WHAT YOU HAVE TO DO:
Reproduce every line of the listing as written, apart from the pictures.

INFORMATION PROVIDED:
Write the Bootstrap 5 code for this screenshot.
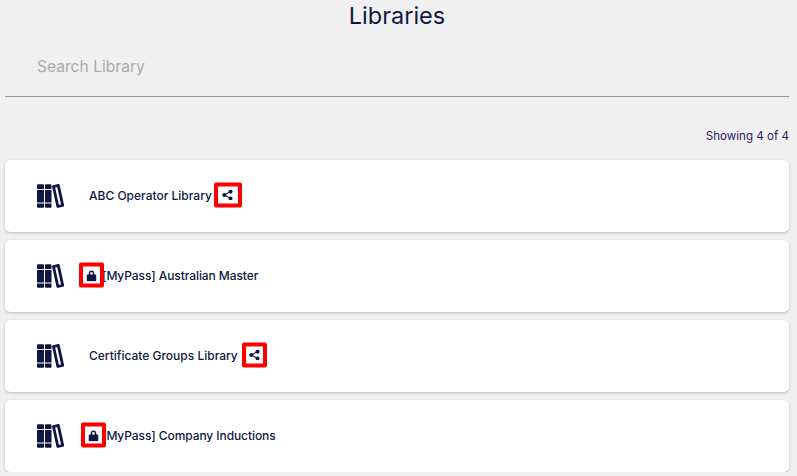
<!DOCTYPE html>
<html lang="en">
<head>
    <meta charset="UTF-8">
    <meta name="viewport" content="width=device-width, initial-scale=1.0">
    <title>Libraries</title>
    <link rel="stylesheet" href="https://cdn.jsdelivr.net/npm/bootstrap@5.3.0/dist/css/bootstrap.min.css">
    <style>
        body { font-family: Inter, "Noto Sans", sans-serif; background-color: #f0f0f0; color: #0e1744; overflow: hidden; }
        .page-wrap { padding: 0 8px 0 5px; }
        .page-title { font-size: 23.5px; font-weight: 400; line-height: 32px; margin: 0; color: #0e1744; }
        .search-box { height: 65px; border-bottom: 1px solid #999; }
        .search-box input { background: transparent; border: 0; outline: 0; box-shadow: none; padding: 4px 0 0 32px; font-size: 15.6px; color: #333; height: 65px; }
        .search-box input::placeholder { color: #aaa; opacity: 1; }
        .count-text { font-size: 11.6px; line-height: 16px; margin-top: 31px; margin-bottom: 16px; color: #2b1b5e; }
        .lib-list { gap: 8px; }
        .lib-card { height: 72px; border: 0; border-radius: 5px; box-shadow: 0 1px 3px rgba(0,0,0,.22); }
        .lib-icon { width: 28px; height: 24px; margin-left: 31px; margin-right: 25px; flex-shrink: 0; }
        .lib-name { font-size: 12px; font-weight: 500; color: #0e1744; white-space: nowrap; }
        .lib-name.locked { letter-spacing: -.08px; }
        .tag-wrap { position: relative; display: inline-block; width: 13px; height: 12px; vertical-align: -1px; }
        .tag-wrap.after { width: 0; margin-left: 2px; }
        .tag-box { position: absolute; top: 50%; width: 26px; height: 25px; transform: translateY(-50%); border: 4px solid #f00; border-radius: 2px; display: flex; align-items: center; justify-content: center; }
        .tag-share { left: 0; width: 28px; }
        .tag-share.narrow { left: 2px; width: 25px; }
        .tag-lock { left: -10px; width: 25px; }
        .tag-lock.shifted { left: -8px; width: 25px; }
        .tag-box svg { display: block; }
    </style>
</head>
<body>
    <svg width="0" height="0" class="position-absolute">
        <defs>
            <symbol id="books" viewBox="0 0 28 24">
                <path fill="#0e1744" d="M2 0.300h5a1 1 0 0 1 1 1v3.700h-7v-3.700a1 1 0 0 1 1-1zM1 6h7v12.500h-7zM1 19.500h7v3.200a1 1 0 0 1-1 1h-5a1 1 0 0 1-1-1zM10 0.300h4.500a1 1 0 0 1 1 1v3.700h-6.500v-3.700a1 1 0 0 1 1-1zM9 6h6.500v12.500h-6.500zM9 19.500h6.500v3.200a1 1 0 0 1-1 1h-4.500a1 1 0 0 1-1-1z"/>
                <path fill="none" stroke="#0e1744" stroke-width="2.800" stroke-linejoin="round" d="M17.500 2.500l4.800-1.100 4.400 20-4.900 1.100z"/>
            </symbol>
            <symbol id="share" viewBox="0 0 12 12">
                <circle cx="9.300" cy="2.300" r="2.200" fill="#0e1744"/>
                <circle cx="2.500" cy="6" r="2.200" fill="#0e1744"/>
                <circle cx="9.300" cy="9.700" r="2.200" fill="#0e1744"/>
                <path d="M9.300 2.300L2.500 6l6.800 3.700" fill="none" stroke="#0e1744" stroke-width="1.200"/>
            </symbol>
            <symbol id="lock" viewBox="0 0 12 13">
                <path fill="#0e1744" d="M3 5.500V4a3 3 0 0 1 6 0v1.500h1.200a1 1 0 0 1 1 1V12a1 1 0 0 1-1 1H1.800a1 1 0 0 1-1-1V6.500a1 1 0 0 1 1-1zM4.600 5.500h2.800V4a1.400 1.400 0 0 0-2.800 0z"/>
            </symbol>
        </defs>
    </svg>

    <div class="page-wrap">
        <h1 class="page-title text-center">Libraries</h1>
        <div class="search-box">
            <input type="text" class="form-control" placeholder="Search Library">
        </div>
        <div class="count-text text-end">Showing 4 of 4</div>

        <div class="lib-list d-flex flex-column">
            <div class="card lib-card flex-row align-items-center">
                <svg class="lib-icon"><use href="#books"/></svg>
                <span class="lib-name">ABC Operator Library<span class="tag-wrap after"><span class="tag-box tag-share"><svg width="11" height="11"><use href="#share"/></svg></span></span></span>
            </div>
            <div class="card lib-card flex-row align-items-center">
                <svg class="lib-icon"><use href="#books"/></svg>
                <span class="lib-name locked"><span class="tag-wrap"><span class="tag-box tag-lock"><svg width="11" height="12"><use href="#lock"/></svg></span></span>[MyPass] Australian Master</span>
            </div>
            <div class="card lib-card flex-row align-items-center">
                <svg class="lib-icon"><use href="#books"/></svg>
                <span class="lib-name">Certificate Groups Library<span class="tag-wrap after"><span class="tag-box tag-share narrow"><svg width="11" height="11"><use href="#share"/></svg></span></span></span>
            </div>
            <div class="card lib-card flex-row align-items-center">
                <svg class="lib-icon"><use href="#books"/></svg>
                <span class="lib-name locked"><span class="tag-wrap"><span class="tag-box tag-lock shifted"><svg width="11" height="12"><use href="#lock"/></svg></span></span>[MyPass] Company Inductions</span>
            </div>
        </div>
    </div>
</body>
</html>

WRITTEN REPLY:
Write the Bootstrap 5 code for this screenshot.
<!DOCTYPE html>
<html lang="en">
<head>
    <meta charset="UTF-8">
    <meta name="viewport" content="width=device-width, initial-scale=1.0">
    <title>Libraries</title>
    <link rel="stylesheet" href="https://cdn.jsdelivr.net/npm/bootstrap@5.3.0/dist/css/bootstrap.min.css">
    <style>
        body { font-family: Inter, "Noto Sans", sans-serif; background-color: #f0f0f0; color: #0e1744; overflow: hidden; }
        .page-wrap { padding: 0 8px 0 5px; }
        .page-title { font-size: 23.5px; font-weight: 400; line-height: 32px; margin: 0; color: #0e1744; }
        .search-box { height: 65px; border-bottom: 1px solid #999; }
        .search-box input { background: transparent; border: 0; outline: 0; box-shadow: none; padding: 4px 0 0 32px; font-size: 15.6px; color: #333; height: 65px; }
        .search-box input::placeholder { color: #aaa; opacity: 1; }
        .count-text { font-size: 11.6px; line-height: 16px; margin-top: 31px; margin-bottom: 16px; color: #2b1b5e; }
        .lib-list { gap: 8px; }
        .lib-card { height: 72px; border: 0; border-radius: 5px; box-shadow: 0 1px 3px rgba(0,0,0,.22); }
        .lib-icon { width: 28px; height: 24px; margin-left: 31px; margin-right: 25px; flex-shrink: 0; }
        .lib-name { font-size: 12px; font-weight: 500; color: #0e1744; white-space: nowrap; }
        .lib-name.locked { letter-spacing: -.08px; }
        .tag-wrap { position: relative; display: inline-block; width: 13px; height: 12px; vertical-align: -1px; }
        .tag-wrap.after { width: 0; margin-left: 2px; }
        .tag-box { position: absolute; top: 50%; width: 26px; height: 25px; transform: translateY(-50%); border: 4px solid #f00; border-radius: 2px; display: flex; align-items: center; justify-content: center; }
        .tag-share { left: 0; width: 28px; }
        .tag-share.narrow { left: 2px; width: 25px; }
        .tag-lock { left: -10px; width: 25px; }
        .tag-lock.shifted { left: -8px; width: 25px; }
        .tag-box svg { display: block; }
    </style>
</head>
<body>
    <svg width="0" height="0" class="position-absolute">
        <defs>
            <symbol id="books" viewBox="0 0 28 24">
                <path fill="#0e1744" d="M2 0.300h5a1 1 0 0 1 1 1v3.700h-7v-3.700a1 1 0 0 1 1-1zM1 6h7v12.500h-7zM1 19.500h7v3.200a1 1 0 0 1-1 1h-5a1 1 0 0 1-1-1zM10 0.300h4.500a1 1 0 0 1 1 1v3.700h-6.500v-3.700a1 1 0 0 1 1-1zM9 6h6.500v12.500h-6.500zM9 19.500h6.500v3.200a1 1 0 0 1-1 1h-4.500a1 1 0 0 1-1-1z"/>
                <path fill="none" stroke="#0e1744" stroke-width="2.800" stroke-linejoin="round" d="M17.500 2.500l4.800-1.100 4.400 20-4.900 1.100z"/>
            </symbol>
            <symbol id="share" viewBox="0 0 12 12">
                <circle cx="9.300" cy="2.300" r="2.200" fill="#0e1744"/>
                <circle cx="2.500" cy="6" r="2.200" fill="#0e1744"/>
                <circle cx="9.300" cy="9.700" r="2.200" fill="#0e1744"/>
                <path d="M9.300 2.300L2.500 6l6.800 3.700" fill="none" stroke="#0e1744" stroke-width="1.200"/>
            </symbol>
            <symbol id="lock" viewBox="0 0 12 13">
                <path fill="#0e1744" d="M3 5.500V4a3 3 0 0 1 6 0v1.500h1.200a1 1 0 0 1 1 1V12a1 1 0 0 1-1 1H1.800a1 1 0 0 1-1-1V6.500a1 1 0 0 1 1-1zM4.600 5.500h2.800V4a1.400 1.400 0 0 0-2.800 0z"/>
            </symbol>
        </defs>
    </svg>

    <div class="page-wrap">
        <h1 class="page-title text-center">Libraries</h1>
        <div class="search-box">
            <input type="text" class="form-control" placeholder="Search Library">
        </div>
        <div class="count-text text-end">Showing 4 of 4</div>

        <div class="lib-list d-flex flex-column">
            <div class="card lib-card flex-row align-items-center">
                <svg class="lib-icon"><use href="#books"/></svg>
                <span class="lib-name">ABC Operator Library<span class="tag-wrap after"><span class="tag-box tag-share"><svg width="11" height="11"><use href="#share"/></svg></span></span></span>
            </div>
            <div class="card lib-card flex-row align-items-center">
                <svg class="lib-icon"><use href="#books"/></svg>
                <span class="lib-name locked"><span class="tag-wrap"><span class="tag-box tag-lock"><svg width="11" height="12"><use href="#lock"/></svg></span></span>[MyPass] Australian Master</span>
            </div>
            <div class="card lib-card flex-row align-items-center">
                <svg class="lib-icon"><use href="#books"/></svg>
                <span class="lib-name">Certificate Groups Library<span class="tag-wrap after"><span class="tag-box tag-share narrow"><svg width="11" height="11"><use href="#share"/></svg></span></span></span>
            </div>
            <div class="card lib-card flex-row align-items-center">
                <svg class="lib-icon"><use href="#books"/></svg>
                <span class="lib-name locked"><span class="tag-wrap"><span class="tag-box tag-lock shifted"><svg width="11" height="12"><use href="#lock"/></svg></span></span>[MyPass] Company Inductions</span>
            </div>
        </div>
    </div>
</body>
</html>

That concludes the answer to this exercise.